About 10:30 a.m. on July 8, Vincent Smith II was tossing blocks of raw cocoa into an eight-foot tank that mixed and melted it for use in Hershey's chocolate candy. He fell into the tank from a platform above it and died after being struck by one of the paddles stirring the melted cocoa.

Smith was a temporary worker at a subsidiary cocoa-processing operation run out of a Lyons & Sons cocoa-bean warehouse on 36th Street.

The company has said it reached out to Smith's aunt and paid for his funeral.

"There's no intent to try to operate illegally or operate without regulations," said company spokesman Kevin Feeley. Lyons & Sons is working to resolve a permit issue on the property with the state.
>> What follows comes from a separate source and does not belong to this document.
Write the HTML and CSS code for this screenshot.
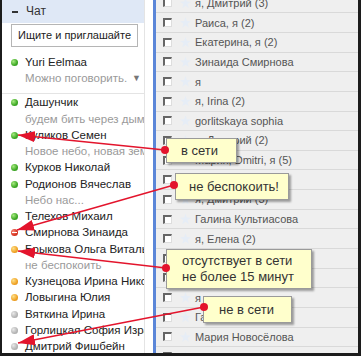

Though city code-enforcement officials initially said they could not find a certificate of occupancy or mercantile license for the property, two weeks ago the company produced a certificate from 2001, when the processing plant was added to the warehouse.

"It's an administrative chapter that needs to be closed," Morris Smith said.

The city also found code violations at the property. Feeley said the warehouse had reopened after fire and electrical problems were corrected.

The processing plant remains closed because the melted cocoa Smith fell into has yet to be removed from the tank with assistance from the Food and Drug Administration.